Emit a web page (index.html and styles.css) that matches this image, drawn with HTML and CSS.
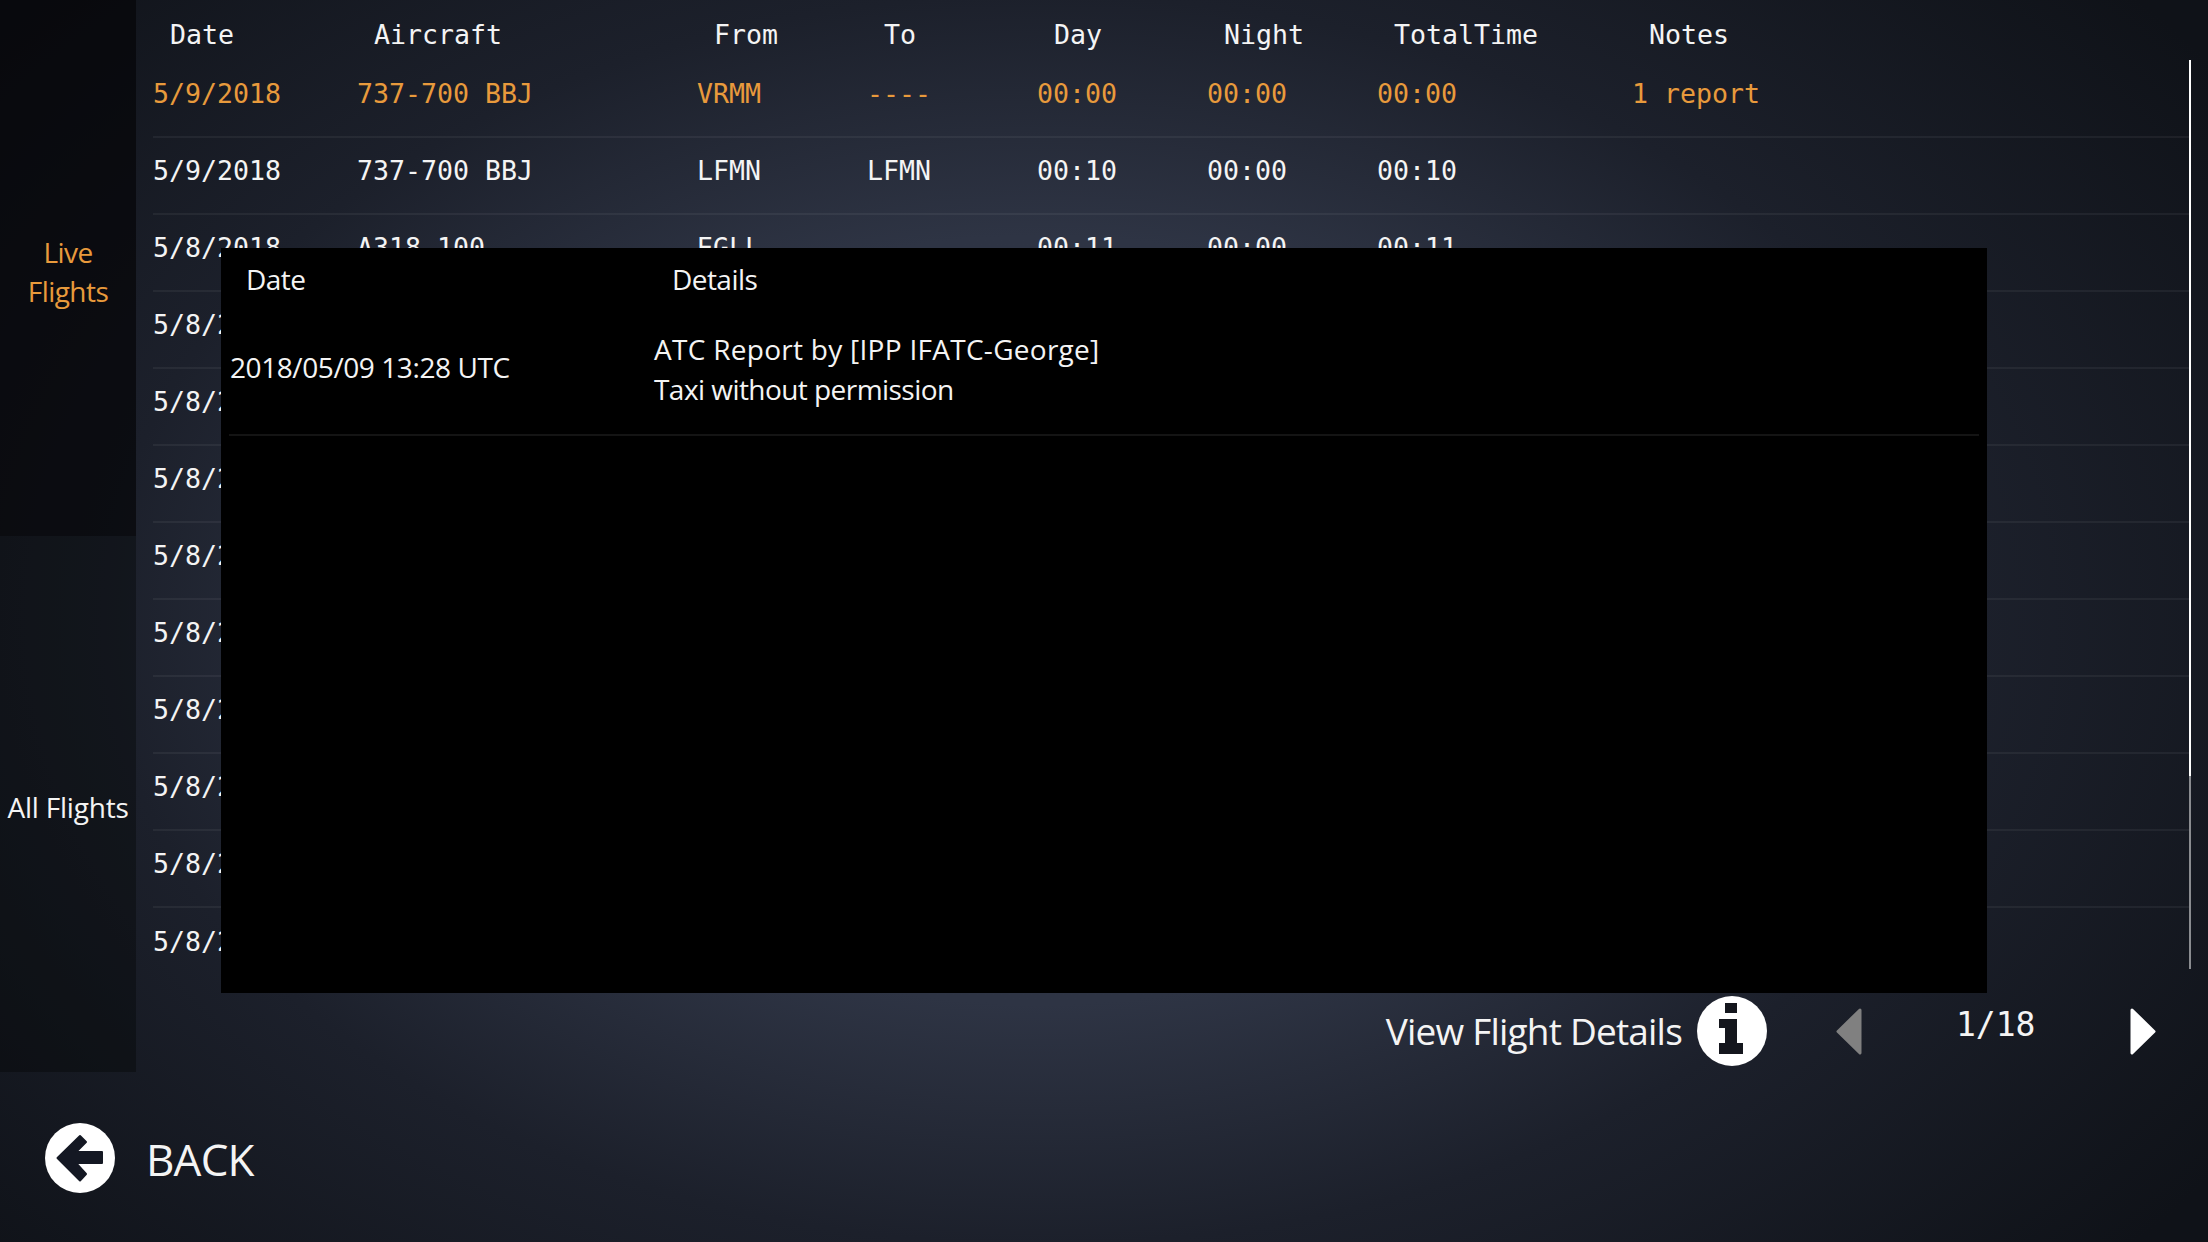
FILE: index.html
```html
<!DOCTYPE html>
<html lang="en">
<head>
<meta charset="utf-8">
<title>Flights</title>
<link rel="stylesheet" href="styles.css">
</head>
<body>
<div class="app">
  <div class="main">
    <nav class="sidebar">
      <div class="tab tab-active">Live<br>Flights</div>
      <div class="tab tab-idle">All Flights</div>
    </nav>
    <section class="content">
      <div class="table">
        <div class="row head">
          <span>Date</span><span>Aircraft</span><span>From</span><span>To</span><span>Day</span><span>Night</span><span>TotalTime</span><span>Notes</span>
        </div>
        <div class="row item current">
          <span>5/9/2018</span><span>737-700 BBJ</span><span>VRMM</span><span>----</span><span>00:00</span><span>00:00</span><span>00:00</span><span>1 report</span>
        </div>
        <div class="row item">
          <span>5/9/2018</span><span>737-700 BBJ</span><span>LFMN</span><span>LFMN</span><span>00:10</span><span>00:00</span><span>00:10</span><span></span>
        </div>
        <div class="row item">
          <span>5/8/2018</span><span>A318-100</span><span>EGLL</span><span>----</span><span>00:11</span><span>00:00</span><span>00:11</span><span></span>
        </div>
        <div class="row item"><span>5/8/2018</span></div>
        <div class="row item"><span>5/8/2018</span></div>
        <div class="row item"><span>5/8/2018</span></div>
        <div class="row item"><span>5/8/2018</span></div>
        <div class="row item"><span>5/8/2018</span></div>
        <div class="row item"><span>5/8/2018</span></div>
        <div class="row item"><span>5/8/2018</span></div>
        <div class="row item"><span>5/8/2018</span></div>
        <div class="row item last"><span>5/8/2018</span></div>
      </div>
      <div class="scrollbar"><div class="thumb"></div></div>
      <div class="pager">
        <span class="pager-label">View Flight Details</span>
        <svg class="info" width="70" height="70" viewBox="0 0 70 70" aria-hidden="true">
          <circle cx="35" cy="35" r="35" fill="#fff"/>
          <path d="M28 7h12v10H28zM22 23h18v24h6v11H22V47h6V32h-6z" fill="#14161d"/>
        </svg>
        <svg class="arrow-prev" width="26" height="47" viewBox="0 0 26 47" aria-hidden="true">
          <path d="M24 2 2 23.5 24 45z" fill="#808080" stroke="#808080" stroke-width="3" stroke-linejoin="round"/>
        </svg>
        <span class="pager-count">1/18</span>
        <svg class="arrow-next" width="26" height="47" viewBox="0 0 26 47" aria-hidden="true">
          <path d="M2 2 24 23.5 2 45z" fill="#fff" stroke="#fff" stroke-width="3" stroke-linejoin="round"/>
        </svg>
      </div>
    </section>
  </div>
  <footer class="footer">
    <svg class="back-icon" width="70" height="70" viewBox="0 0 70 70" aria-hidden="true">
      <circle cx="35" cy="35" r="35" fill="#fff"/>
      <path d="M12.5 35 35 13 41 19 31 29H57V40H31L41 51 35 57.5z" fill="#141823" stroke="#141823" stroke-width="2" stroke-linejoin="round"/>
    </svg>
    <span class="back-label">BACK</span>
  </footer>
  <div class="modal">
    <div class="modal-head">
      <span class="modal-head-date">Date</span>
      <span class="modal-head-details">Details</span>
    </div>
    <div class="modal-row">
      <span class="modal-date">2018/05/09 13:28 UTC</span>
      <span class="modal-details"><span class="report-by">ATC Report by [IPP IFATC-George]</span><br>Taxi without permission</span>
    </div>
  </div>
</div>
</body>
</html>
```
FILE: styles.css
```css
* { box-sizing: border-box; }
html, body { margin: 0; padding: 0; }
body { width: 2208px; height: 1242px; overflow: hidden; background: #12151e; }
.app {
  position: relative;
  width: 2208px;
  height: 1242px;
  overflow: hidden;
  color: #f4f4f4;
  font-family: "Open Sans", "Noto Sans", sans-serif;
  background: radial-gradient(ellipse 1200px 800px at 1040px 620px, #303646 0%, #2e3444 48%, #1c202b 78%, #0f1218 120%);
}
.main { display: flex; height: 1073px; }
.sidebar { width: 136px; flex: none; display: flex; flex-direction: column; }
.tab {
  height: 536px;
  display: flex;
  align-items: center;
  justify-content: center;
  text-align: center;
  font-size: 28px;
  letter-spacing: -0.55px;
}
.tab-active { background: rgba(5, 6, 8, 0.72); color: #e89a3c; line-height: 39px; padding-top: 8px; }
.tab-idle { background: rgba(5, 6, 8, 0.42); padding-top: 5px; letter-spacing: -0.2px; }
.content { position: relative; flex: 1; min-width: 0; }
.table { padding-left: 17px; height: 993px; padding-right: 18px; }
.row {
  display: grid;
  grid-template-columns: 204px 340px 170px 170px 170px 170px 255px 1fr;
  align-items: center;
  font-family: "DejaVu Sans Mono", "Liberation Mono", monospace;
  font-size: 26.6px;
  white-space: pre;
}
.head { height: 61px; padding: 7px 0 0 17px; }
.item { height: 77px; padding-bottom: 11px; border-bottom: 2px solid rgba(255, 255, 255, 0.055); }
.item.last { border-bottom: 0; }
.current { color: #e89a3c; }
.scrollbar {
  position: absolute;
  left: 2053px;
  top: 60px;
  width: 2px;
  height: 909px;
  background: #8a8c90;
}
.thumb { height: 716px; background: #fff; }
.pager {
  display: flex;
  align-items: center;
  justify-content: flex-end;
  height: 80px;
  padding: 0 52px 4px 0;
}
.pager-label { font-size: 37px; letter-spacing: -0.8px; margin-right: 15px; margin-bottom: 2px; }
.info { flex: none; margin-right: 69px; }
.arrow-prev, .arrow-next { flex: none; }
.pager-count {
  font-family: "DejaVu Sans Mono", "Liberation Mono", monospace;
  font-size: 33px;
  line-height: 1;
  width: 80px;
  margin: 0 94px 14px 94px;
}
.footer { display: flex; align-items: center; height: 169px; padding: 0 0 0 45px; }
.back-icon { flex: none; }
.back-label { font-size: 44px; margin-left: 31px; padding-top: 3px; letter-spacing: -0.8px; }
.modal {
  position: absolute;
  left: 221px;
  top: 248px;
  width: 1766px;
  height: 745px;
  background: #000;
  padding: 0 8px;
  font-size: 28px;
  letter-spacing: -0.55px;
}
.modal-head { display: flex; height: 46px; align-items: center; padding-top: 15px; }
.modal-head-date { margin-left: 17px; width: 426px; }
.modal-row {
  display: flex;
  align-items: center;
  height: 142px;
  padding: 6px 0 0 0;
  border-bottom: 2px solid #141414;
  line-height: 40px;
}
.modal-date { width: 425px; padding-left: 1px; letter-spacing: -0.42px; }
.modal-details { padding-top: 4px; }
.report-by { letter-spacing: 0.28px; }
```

Do this:
Quote everything in the listing above exactly; pictures are the only thing to omit.

Solution to this problem:
Emit a web page (index.html and styles.css) that matches this image, drawn with HTML and CSS.
FILE: index.html
```html
<!DOCTYPE html>
<html lang="en">
<head>
<meta charset="utf-8">
<title>Flights</title>
<link rel="stylesheet" href="styles.css">
</head>
<body>
<div class="app">
  <div class="main">
    <nav class="sidebar">
      <div class="tab tab-active">Live<br>Flights</div>
      <div class="tab tab-idle">All Flights</div>
    </nav>
    <section class="content">
      <div class="table">
        <div class="row head">
          <span>Date</span><span>Aircraft</span><span>From</span><span>To</span><span>Day</span><span>Night</span><span>TotalTime</span><span>Notes</span>
        </div>
        <div class="row item current">
          <span>5/9/2018</span><span>737-700 BBJ</span><span>VRMM</span><span>----</span><span>00:00</span><span>00:00</span><span>00:00</span><span>1 report</span>
        </div>
        <div class="row item">
          <span>5/9/2018</span><span>737-700 BBJ</span><span>LFMN</span><span>LFMN</span><span>00:10</span><span>00:00</span><span>00:10</span><span></span>
        </div>
        <div class="row item">
          <span>5/8/2018</span><span>A318-100</span><span>EGLL</span><span>----</span><span>00:11</span><span>00:00</span><span>00:11</span><span></span>
        </div>
        <div class="row item"><span>5/8/2018</span></div>
        <div class="row item"><span>5/8/2018</span></div>
        <div class="row item"><span>5/8/2018</span></div>
        <div class="row item"><span>5/8/2018</span></div>
        <div class="row item"><span>5/8/2018</span></div>
        <div class="row item"><span>5/8/2018</span></div>
        <div class="row item"><span>5/8/2018</span></div>
        <div class="row item"><span>5/8/2018</span></div>
        <div class="row item last"><span>5/8/2018</span></div>
      </div>
      <div class="scrollbar"><div class="thumb"></div></div>
      <div class="pager">
        <span class="pager-label">View Flight Details</span>
        <svg class="info" width="70" height="70" viewBox="0 0 70 70" aria-hidden="true">
          <circle cx="35" cy="35" r="35" fill="#fff"/>
          <path d="M28 7h12v10H28zM22 23h18v24h6v11H22V47h6V32h-6z" fill="#14161d"/>
        </svg>
        <svg class="arrow-prev" width="26" height="47" viewBox="0 0 26 47" aria-hidden="true">
          <path d="M24 2 2 23.5 24 45z" fill="#808080" stroke="#808080" stroke-width="3" stroke-linejoin="round"/>
        </svg>
        <span class="pager-count">1/18</span>
        <svg class="arrow-next" width="26" height="47" viewBox="0 0 26 47" aria-hidden="true">
          <path d="M2 2 24 23.5 2 45z" fill="#fff" stroke="#fff" stroke-width="3" stroke-linejoin="round"/>
        </svg>
      </div>
    </section>
  </div>
  <footer class="footer">
    <svg class="back-icon" width="70" height="70" viewBox="0 0 70 70" aria-hidden="true">
      <circle cx="35" cy="35" r="35" fill="#fff"/>
      <path d="M12.5 35 35 13 41 19 31 29H57V40H31L41 51 35 57.5z" fill="#141823" stroke="#141823" stroke-width="2" stroke-linejoin="round"/>
    </svg>
    <span class="back-label">BACK</span>
  </footer>
  <div class="modal">
    <div class="modal-head">
      <span class="modal-head-date">Date</span>
      <span class="modal-head-details">Details</span>
    </div>
    <div class="modal-row">
      <span class="modal-date">2018/05/09 13:28 UTC</span>
      <span class="modal-details"><span class="report-by">ATC Report by [IPP IFATC-George]</span><br>Taxi without permission</span>
    </div>
  </div>
</div>
</body>
</html>
```
FILE: styles.css
```css
* { box-sizing: border-box; }
html, body { margin: 0; padding: 0; }
body { width: 2208px; height: 1242px; overflow: hidden; background: #12151e; }
.app {
  position: relative;
  width: 2208px;
  height: 1242px;
  overflow: hidden;
  color: #f4f4f4;
  font-family: "Open Sans", "Noto Sans", sans-serif;
  background: radial-gradient(ellipse 1200px 800px at 1040px 620px, #303646 0%, #2e3444 48%, #1c202b 78%, #0f1218 120%);
}
.main { display: flex; height: 1073px; }
.sidebar { width: 136px; flex: none; display: flex; flex-direction: column; }
.tab {
  height: 536px;
  display: flex;
  align-items: center;
  justify-content: center;
  text-align: center;
  font-size: 28px;
  letter-spacing: -0.55px;
}
.tab-active { background: rgba(5, 6, 8, 0.72); color: #e89a3c; line-height: 39px; padding-top: 8px; }
.tab-idle { background: rgba(5, 6, 8, 0.42); padding-top: 5px; letter-spacing: -0.2px; }
.content { position: relative; flex: 1; min-width: 0; }
.table { padding-left: 17px; height: 993px; padding-right: 18px; }
.row {
  display: grid;
  grid-template-columns: 204px 340px 170px 170px 170px 170px 255px 1fr;
  align-items: center;
  font-family: "DejaVu Sans Mono", "Liberation Mono", monospace;
  font-size: 26.6px;
  white-space: pre;
}
.head { height: 61px; padding: 7px 0 0 17px; }
.item { height: 77px; padding-bottom: 11px; border-bottom: 2px solid rgba(255, 255, 255, 0.055); }
.item.last { border-bottom: 0; }
.current { color: #e89a3c; }
.scrollbar {
  position: absolute;
  left: 2053px;
  top: 60px;
  width: 2px;
  height: 909px;
  background: #8a8c90;
}
.thumb { height: 716px; background: #fff; }
.pager {
  display: flex;
  align-items: center;
  justify-content: flex-end;
  height: 80px;
  padding: 0 52px 4px 0;
}
.pager-label { font-size: 37px; letter-spacing: -0.8px; margin-right: 15px; margin-bottom: 2px; }
.info { flex: none; margin-right: 69px; }
.arrow-prev, .arrow-next { flex: none; }
.pager-count {
  font-family: "DejaVu Sans Mono", "Liberation Mono", monospace;
  font-size: 33px;
  line-height: 1;
  width: 80px;
  margin: 0 94px 14px 94px;
}
.footer { display: flex; align-items: center; height: 169px; padding: 0 0 0 45px; }
.back-icon { flex: none; }
.back-label { font-size: 44px; margin-left: 31px; padding-top: 3px; letter-spacing: -0.8px; }
.modal {
  position: absolute;
  left: 221px;
  top: 248px;
  width: 1766px;
  height: 745px;
  background: #000;
  padding: 0 8px;
  font-size: 28px;
  letter-spacing: -0.55px;
}
.modal-head { display: flex; height: 46px; align-items: center; padding-top: 15px; }
.modal-head-date { margin-left: 17px; width: 426px; }
.modal-row {
  display: flex;
  align-items: center;
  height: 142px;
  padding: 6px 0 0 0;
  border-bottom: 2px solid #141414;
  line-height: 40px;
}
.modal-date { width: 425px; padding-left: 1px; letter-spacing: -0.42px; }
.modal-details { padding-top: 4px; }
.report-by { letter-spacing: 0.28px; }
```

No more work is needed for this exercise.